A little further on, when discussing who the Delphians were, he says that in olden times certain Parnassians who were called indigenous inhabited Parnassus; and that at this time Apollo, visiting the land, civilized the people by introducing cultivated fruits and cultured modes of life; and that when he set out from Athens to Delphi he went by the road which the Athenians now take when they conduct the Pythias;1
and that when he arrived at the land of the Panopaeans he destroyed Tityus, a violent and lawless man who ruled there; and that the Parnassians joined him and informed him of another cruel man named Python and known as the Dragon, and that when Apollo shot at him with his arrows the Parnassians shouted "Hie Paean"2
to encourage him (the origin, Ephorus adds, of the singing of the Paean which has been handed down as a custom for armies just before the clash of battle); and that the tent of Python was burnt by the Delphians at that time, just as they still burn it to this day in remembrance of what took place at that time.
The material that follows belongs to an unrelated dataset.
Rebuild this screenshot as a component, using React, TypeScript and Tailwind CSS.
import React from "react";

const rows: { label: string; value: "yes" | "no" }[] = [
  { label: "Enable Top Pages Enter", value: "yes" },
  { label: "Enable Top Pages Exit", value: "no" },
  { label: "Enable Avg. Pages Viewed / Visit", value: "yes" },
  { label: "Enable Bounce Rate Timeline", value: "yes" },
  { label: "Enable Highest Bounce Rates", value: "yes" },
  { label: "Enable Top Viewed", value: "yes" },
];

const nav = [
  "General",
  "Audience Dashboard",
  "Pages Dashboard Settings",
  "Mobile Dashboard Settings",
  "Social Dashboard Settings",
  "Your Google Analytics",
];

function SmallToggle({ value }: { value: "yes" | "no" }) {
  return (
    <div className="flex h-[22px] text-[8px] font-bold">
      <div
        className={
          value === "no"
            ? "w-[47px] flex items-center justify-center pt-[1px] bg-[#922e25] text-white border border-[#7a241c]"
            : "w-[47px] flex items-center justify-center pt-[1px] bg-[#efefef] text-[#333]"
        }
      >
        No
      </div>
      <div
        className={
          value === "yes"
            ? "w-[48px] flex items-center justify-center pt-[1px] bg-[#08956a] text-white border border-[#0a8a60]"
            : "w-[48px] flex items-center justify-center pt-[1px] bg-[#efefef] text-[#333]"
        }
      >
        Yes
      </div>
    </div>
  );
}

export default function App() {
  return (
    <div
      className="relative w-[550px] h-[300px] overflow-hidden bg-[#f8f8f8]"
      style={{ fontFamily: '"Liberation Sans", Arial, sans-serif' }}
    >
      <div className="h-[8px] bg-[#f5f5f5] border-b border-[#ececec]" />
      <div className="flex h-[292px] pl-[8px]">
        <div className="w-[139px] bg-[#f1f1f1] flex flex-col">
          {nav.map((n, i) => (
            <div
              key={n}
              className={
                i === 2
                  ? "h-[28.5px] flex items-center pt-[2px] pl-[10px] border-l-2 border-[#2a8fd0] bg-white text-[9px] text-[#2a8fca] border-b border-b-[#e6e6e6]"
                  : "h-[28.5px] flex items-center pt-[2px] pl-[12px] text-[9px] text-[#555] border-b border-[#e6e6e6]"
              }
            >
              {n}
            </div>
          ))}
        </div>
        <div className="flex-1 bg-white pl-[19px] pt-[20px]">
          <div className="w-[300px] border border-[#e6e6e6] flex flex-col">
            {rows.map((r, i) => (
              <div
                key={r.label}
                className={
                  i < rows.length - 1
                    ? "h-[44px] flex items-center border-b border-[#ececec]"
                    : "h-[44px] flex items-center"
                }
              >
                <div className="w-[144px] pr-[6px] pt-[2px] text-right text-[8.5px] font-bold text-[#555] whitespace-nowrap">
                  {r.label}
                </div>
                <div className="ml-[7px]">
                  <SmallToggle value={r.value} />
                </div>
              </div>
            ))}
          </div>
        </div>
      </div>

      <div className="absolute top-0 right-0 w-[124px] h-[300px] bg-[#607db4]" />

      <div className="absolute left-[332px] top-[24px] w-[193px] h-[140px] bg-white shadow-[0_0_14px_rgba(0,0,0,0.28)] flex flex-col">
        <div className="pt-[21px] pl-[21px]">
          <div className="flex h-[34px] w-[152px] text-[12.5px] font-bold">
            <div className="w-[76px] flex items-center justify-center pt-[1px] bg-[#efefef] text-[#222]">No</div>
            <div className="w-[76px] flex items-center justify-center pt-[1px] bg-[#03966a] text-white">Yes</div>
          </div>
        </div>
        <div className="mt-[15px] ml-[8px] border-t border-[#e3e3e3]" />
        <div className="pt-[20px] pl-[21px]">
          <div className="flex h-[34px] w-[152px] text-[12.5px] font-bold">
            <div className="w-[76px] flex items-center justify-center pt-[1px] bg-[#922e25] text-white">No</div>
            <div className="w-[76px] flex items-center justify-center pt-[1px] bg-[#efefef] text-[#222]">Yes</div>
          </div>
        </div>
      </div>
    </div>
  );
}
But what could be more mythical than Apollo shooting with arrows and punishing Tityuses and Pythons, and travelling from Athens to Delphi and visiting the whole earth? But if Ephorus did not take these stories for myths, by what right did he call the mythological Themis a woman, and the mythological Dragon a human being—unless he wished to confound the two types, history and myth? Similar to these statements are also those concerning the Aetolians; for after saying that from all time their country had been unravaged, he at one time says that Aeolians took up their abode there, having ejected the barbarians who were in possession of it, and at another time that Aetolus together with the Epeii from Elis took up their abode there, but that these were destroyed by the Aeolians, and that these latter were destroyed by Alcmaeon and Diomedes. But I return to the Phocians.